Your task is to output the listing word for word, with pictures excluded.

*Source data*:
○ ○ ○ ○ ○

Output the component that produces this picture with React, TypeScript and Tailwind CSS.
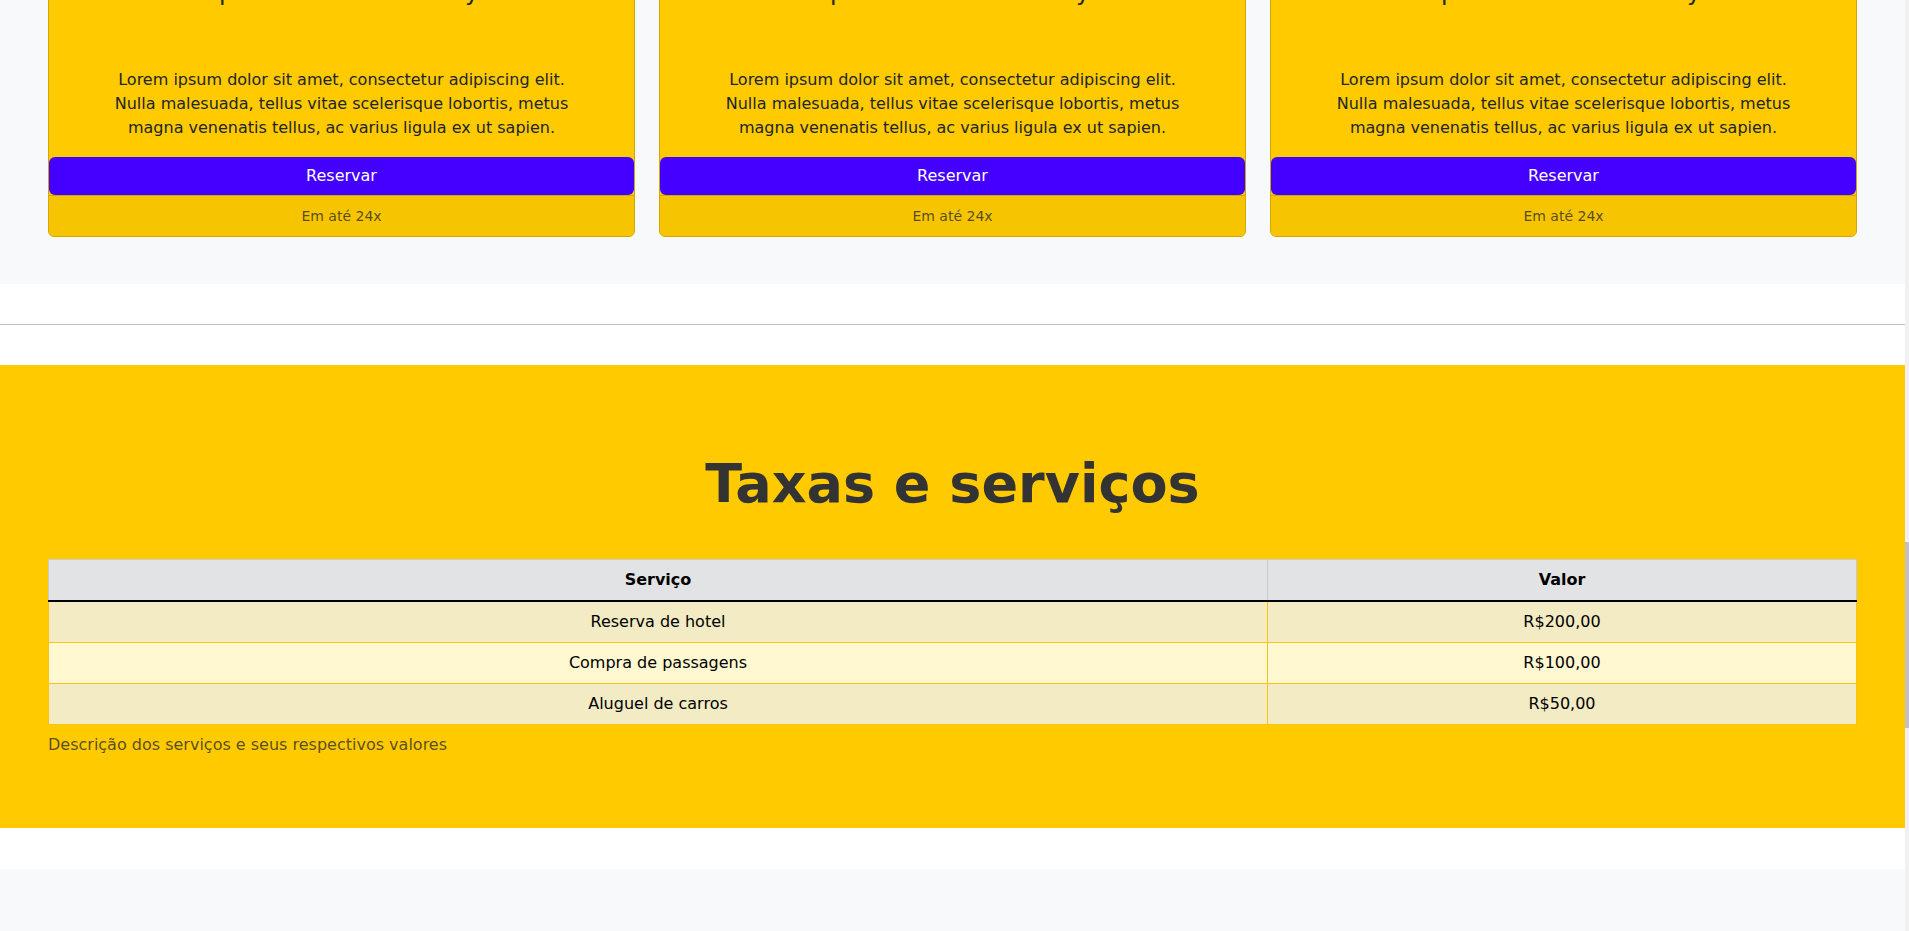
const packages = [1, 2, 3]

const services = [
  { name: 'Reserva de hotel', price: 'R$200,00' },
  { name: 'Compra de passagens', price: 'R$100,00' },
  { name: 'Aluguel de carros', price: 'R$50,00' },
]

function PackageCard() {
  return (
    <div className="flex flex-col rounded-md border border-[#d2a700] bg-[#ffca00] overflow-hidden">
      <div className="px-4 pt-4 text-center">
        <h3 className="text-[24px] leading-[1.2] mb-[61px]">Spa e resort em Paraty</h3>
        <p className="mx-auto max-w-[470px] text-base leading-6 mb-[17px]">
          Lorem ipsum dolor sit amet, consectetur adipiscing elit. Nulla malesuada, tellus vitae
          scelerisque lobortis, metus magna venenatis tellus, ac varius ligula ex ut sapien.
        </p>
      </div>
      <button className="h-[38px] rounded-md bg-[#4400ff] text-base text-white">Reservar</button>
      <div className="border-t border-[#d2a700] bg-[#f6c400] py-2 text-center text-sm leading-6 text-[#212529]/75">
        Em até 24x
      </div>
    </div>
  )
}

export default function App() {
  return (
    <div className="flex h-[931px] overflow-hidden bg-white font-['DejaVu_Sans',sans-serif] text-[#212529]">
      <div className="flex flex-1 flex-col">
        <section className="-mt-[87px] bg-[#f8f9fa] px-12 pt-12 pb-[47px]">
          <div className="grid grid-cols-3 gap-6">
            {packages.map((p) => (
              <PackageCard key={p} />
            ))}
          </div>
        </section>

        <div className="py-10">
          <hr className="border-t border-[#c0c0c0]" />
        </div>

        <section className="bg-[#ffca00] px-12 pt-[87px] pb-[63px]">
          <h1 className="mb-[42px] text-center text-[54px] font-bold leading-[1.2] text-[#333]">
            Taxas e serviços
          </h1>
          <table className="w-full border-collapse text-base leading-6 text-black">
            <caption className="caption-bottom py-2 text-left text-[#212529]/75">
              Descrição dos serviços e seus respectivos valores
            </caption>
            <thead>
              <tr className="bg-[#e2e3e5]">
                <th className="w-[1219px] border border-[#c8c9cb] border-b-2 border-b-black px-2 py-2 font-bold">
                  Serviço
                </th>
                <th className="border border-[#c8c9cb] border-b-2 border-b-black px-2 py-2 font-bold">
                  Valor
                </th>
              </tr>
            </thead>
            <tbody>
              {services.map((s, i) => (
                <tr key={s.name} className={i % 2 === 0 ? 'bg-[#f2ebc3]' : 'bg-[#fff8d0]'}>
                  <td className="border border-[#f7c31a] px-2 py-2 text-center">{s.name}</td>
                  <td className="border border-[#f7c31a] px-2 py-2 text-center">{s.price}</td>
                </tr>
              ))}
            </tbody>
          </table>
        </section>

        <div className="h-[41px] shrink-0" />
        <div className="flex-1 bg-[#f8f9fa]" />
      </div>

      <div className="w-1 shrink-0 bg-[#f1f1f1]">
        <div className="mt-[542px] h-[186px] bg-[#c1c1c1]" />
      </div>
    </div>
  )
}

○ ○ ○ ○ ○

*Exercise solution*:
Output the component that produces this picture with React, TypeScript and Tailwind CSS.
const packages = [1, 2, 3]

const services = [
  { name: 'Reserva de hotel', price: 'R$200,00' },
  { name: 'Compra de passagens', price: 'R$100,00' },
  { name: 'Aluguel de carros', price: 'R$50,00' },
]

function PackageCard() {
  return (
    <div className="flex flex-col rounded-md border border-[#d2a700] bg-[#ffca00] overflow-hidden">
      <div className="px-4 pt-4 text-center">
        <h3 className="text-[24px] leading-[1.2] mb-[61px]">Spa e resort em Paraty</h3>
        <p className="mx-auto max-w-[470px] text-base leading-6 mb-[17px]">
          Lorem ipsum dolor sit amet, consectetur adipiscing elit. Nulla malesuada, tellus vitae
          scelerisque lobortis, metus magna venenatis tellus, ac varius ligula ex ut sapien.
        </p>
      </div>
      <button className="h-[38px] rounded-md bg-[#4400ff] text-base text-white">Reservar</button>
      <div className="border-t border-[#d2a700] bg-[#f6c400] py-2 text-center text-sm leading-6 text-[#212529]/75">
        Em até 24x
      </div>
    </div>
  )
}

export default function App() {
  return (
    <div className="flex h-[931px] overflow-hidden bg-white font-['DejaVu_Sans',sans-serif] text-[#212529]">
      <div className="flex flex-1 flex-col">
        <section className="-mt-[87px] bg-[#f8f9fa] px-12 pt-12 pb-[47px]">
          <div className="grid grid-cols-3 gap-6">
            {packages.map((p) => (
              <PackageCard key={p} />
            ))}
          </div>
        </section>

        <div className="py-10">
          <hr className="border-t border-[#c0c0c0]" />
        </div>

        <section className="bg-[#ffca00] px-12 pt-[87px] pb-[63px]">
          <h1 className="mb-[42px] text-center text-[54px] font-bold leading-[1.2] text-[#333]">
            Taxas e serviços
          </h1>
          <table className="w-full border-collapse text-base leading-6 text-black">
            <caption className="caption-bottom py-2 text-left text-[#212529]/75">
              Descrição dos serviços e seus respectivos valores
            </caption>
            <thead>
              <tr className="bg-[#e2e3e5]">
                <th className="w-[1219px] border border-[#c8c9cb] border-b-2 border-b-black px-2 py-2 font-bold">
                  Serviço
                </th>
                <th className="border border-[#c8c9cb] border-b-2 border-b-black px-2 py-2 font-bold">
                  Valor
                </th>
              </tr>
            </thead>
            <tbody>
              {services.map((s, i) => (
                <tr key={s.name} className={i % 2 === 0 ? 'bg-[#f2ebc3]' : 'bg-[#fff8d0]'}>
                  <td className="border border-[#f7c31a] px-2 py-2 text-center">{s.name}</td>
                  <td className="border border-[#f7c31a] px-2 py-2 text-center">{s.price}</td>
                </tr>
              ))}
            </tbody>
          </table>
        </section>

        <div className="h-[41px] shrink-0" />
        <div className="flex-1 bg-[#f8f9fa]" />
      </div>

      <div className="w-1 shrink-0 bg-[#f1f1f1]">
        <div className="mt-[542px] h-[186px] bg-[#c1c1c1]" />
      </div>
    </div>
  )
}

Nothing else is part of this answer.